• Your goal:
How does the data below read from its first line through the line containing "FaWindows, FaEdgeLegacy, FaHandPointer"? Print those lines exactly.

• Data extract:
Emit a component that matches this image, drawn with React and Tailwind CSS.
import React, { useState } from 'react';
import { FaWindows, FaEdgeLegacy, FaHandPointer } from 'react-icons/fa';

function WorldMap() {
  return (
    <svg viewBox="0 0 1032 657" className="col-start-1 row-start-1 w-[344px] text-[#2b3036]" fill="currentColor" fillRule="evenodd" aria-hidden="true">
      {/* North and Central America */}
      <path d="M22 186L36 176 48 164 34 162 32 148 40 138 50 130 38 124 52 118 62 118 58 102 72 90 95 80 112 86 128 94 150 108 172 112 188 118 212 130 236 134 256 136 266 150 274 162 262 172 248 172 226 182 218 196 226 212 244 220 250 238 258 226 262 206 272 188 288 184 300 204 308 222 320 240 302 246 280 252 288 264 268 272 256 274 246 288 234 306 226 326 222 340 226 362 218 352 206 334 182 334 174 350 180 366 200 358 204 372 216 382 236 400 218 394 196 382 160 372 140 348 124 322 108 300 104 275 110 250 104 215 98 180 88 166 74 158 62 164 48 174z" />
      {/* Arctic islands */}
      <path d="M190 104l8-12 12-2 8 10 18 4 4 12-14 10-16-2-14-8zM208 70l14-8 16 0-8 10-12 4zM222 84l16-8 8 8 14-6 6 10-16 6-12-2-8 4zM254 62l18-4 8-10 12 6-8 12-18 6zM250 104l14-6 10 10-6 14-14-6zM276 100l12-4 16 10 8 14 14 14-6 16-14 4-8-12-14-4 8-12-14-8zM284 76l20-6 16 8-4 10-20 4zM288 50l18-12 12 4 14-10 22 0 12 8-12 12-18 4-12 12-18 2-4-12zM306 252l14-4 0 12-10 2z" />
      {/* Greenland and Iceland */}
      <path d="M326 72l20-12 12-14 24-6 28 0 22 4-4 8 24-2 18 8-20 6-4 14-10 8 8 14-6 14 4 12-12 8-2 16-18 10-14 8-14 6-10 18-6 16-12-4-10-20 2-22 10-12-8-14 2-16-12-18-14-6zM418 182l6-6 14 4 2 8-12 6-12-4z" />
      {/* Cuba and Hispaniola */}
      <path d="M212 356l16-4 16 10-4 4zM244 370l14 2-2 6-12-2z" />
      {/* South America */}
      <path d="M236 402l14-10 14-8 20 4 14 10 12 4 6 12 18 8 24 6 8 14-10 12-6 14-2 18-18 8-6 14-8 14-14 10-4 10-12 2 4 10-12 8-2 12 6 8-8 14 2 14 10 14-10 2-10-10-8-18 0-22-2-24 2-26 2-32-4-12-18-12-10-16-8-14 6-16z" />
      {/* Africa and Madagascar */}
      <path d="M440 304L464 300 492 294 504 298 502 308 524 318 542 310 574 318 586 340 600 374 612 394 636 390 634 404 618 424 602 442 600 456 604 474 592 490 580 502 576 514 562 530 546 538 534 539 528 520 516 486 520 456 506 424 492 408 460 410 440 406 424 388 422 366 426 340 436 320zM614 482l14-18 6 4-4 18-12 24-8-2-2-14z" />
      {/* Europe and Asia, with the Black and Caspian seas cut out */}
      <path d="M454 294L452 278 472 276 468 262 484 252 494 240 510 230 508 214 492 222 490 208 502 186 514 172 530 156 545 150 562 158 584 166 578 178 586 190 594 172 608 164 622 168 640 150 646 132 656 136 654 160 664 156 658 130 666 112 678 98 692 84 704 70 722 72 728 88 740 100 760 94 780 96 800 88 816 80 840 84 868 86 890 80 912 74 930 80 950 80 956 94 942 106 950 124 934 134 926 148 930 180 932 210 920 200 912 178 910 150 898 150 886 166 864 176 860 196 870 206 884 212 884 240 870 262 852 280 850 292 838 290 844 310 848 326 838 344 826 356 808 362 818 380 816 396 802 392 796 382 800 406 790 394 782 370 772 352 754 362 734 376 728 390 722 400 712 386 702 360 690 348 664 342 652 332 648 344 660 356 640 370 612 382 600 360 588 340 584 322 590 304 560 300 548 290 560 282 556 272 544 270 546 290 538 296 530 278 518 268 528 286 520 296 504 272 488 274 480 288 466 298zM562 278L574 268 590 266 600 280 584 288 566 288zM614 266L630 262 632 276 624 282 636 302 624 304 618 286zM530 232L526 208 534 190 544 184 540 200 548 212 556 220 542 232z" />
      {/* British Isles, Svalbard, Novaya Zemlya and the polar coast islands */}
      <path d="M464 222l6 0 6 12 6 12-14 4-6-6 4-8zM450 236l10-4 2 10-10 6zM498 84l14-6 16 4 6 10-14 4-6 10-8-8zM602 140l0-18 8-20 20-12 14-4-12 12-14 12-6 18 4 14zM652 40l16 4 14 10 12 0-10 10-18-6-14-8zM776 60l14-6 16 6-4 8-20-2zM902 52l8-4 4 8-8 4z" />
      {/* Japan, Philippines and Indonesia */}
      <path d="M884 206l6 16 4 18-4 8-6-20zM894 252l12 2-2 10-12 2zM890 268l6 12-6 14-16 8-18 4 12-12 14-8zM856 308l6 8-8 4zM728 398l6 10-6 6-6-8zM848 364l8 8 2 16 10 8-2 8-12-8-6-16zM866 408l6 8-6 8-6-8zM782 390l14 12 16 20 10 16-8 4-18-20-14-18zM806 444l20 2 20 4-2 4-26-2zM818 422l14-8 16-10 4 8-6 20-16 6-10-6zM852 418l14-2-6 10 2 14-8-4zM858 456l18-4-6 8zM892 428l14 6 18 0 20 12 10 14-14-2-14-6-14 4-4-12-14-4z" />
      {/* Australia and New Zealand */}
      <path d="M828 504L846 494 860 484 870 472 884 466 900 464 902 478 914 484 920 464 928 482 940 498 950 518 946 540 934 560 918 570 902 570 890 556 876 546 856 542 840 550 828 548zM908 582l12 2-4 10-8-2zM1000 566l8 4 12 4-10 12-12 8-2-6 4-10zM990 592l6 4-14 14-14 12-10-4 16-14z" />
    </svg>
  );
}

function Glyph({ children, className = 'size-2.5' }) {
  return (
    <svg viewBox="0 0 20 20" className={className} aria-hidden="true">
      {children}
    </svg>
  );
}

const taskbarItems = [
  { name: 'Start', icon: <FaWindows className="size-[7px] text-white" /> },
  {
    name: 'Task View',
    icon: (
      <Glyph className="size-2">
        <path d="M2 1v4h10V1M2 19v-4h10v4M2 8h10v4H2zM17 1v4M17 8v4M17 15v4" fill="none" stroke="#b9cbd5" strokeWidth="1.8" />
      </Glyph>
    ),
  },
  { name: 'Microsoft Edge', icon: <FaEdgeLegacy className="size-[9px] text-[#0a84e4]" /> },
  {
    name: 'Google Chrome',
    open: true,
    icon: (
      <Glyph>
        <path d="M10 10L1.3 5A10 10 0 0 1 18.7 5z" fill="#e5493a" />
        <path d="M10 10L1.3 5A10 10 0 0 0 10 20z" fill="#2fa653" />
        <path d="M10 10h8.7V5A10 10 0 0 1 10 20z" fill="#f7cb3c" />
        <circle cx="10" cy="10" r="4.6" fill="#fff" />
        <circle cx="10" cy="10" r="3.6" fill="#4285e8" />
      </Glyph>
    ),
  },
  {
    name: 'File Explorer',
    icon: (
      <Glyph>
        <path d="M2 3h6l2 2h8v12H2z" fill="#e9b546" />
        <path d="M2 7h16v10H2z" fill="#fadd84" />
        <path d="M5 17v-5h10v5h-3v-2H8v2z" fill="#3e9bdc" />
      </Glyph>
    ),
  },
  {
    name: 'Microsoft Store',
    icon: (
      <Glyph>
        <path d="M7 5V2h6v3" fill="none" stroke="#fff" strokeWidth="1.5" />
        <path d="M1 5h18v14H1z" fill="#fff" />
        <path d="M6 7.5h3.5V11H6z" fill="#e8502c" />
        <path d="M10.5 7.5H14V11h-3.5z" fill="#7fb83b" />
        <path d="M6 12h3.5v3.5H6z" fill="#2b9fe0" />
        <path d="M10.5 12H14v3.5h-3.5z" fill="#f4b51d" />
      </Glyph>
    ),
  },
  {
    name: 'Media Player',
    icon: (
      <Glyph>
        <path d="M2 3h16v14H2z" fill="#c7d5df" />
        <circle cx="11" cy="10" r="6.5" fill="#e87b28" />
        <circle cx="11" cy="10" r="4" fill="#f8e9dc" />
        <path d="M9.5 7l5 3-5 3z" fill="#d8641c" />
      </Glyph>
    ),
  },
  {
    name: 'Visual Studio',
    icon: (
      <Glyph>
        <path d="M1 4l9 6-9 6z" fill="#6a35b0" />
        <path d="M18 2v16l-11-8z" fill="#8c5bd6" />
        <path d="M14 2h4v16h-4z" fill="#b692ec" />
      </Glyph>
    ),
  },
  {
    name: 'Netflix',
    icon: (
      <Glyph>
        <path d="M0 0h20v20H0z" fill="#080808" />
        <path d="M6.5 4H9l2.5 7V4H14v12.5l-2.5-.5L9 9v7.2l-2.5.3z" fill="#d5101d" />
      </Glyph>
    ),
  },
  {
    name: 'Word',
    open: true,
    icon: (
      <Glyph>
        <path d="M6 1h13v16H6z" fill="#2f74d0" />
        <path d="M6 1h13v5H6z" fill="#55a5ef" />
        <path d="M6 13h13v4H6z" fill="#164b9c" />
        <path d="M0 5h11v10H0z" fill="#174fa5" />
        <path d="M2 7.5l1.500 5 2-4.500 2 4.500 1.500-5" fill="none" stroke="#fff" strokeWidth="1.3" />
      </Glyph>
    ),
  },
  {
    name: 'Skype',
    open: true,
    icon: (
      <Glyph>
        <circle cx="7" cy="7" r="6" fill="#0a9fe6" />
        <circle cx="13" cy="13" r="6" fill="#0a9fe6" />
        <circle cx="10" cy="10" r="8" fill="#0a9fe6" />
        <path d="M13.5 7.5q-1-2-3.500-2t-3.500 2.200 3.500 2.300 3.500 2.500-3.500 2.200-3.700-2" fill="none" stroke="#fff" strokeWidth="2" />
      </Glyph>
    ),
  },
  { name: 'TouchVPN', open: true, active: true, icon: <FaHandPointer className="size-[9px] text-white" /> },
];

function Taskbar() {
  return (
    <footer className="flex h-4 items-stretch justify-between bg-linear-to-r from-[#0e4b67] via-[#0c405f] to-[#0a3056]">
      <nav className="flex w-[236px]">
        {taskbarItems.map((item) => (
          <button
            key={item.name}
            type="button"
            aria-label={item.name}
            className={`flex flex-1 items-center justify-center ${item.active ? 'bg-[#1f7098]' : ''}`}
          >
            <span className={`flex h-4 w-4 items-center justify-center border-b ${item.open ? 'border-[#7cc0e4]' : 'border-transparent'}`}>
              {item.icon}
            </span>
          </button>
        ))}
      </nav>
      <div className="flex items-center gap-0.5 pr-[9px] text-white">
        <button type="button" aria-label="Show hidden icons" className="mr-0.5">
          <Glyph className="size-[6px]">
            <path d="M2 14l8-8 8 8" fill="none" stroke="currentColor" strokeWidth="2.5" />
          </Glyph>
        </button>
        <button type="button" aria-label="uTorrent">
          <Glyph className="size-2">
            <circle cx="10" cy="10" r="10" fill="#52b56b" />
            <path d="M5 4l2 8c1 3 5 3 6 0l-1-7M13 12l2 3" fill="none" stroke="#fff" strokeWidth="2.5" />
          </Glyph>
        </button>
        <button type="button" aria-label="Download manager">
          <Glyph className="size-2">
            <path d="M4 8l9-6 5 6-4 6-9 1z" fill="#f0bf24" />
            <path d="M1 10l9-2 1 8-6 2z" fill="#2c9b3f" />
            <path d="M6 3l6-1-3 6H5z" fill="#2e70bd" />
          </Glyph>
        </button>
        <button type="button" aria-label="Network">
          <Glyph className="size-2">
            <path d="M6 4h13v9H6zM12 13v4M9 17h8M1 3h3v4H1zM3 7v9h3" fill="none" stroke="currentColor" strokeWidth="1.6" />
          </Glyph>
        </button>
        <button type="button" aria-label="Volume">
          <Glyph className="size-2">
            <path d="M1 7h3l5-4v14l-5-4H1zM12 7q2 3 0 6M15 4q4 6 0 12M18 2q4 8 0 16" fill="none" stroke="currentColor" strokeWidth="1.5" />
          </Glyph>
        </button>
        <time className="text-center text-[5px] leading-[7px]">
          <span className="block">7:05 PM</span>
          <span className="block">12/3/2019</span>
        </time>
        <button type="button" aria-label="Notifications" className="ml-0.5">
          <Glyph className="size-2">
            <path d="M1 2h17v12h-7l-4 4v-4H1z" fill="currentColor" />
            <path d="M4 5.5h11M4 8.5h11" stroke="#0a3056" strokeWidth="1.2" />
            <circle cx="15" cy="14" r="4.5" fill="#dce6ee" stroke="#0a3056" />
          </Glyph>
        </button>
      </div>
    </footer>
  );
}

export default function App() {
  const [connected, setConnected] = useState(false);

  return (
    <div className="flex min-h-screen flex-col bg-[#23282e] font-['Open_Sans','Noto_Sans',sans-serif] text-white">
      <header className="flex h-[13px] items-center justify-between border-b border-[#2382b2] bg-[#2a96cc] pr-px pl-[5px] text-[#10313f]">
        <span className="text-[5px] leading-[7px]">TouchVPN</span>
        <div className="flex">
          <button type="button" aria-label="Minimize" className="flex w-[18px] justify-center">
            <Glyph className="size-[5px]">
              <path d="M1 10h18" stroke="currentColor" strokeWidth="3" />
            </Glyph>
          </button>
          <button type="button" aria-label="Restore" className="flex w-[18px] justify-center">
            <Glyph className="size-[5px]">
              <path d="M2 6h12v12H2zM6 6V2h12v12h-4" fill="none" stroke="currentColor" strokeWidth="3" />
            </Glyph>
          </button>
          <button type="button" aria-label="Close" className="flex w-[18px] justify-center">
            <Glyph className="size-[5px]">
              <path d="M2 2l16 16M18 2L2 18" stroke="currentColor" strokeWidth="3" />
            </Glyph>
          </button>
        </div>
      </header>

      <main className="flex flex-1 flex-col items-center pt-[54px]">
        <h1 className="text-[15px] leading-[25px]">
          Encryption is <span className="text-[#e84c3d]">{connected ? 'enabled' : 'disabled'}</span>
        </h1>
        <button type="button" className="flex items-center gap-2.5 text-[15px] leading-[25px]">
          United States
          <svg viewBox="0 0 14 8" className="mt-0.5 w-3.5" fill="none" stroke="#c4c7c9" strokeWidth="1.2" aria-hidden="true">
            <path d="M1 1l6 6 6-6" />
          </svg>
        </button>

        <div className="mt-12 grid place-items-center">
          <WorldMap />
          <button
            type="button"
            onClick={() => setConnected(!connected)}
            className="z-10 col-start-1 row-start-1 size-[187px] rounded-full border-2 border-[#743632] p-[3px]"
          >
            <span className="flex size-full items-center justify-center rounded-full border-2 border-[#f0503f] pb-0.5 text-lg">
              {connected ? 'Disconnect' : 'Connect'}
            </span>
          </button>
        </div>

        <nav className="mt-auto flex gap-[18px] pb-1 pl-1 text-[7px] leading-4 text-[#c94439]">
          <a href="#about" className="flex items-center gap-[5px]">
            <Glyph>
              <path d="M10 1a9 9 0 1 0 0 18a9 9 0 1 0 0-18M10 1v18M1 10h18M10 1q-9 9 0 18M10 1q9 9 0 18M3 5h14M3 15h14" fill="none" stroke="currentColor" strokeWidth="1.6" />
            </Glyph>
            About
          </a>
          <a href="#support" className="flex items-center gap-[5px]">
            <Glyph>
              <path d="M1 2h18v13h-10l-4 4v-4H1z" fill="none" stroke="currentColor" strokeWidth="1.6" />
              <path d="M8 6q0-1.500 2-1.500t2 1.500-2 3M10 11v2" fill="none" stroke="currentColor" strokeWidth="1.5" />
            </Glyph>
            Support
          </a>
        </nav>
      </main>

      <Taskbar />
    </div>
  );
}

• The solution:
Emit a component that matches this image, drawn with React and Tailwind CSS.
import React, { useState } from 'react';
import { FaWindows, FaEdgeLegacy, FaHandPointer } from 'react-icons/fa';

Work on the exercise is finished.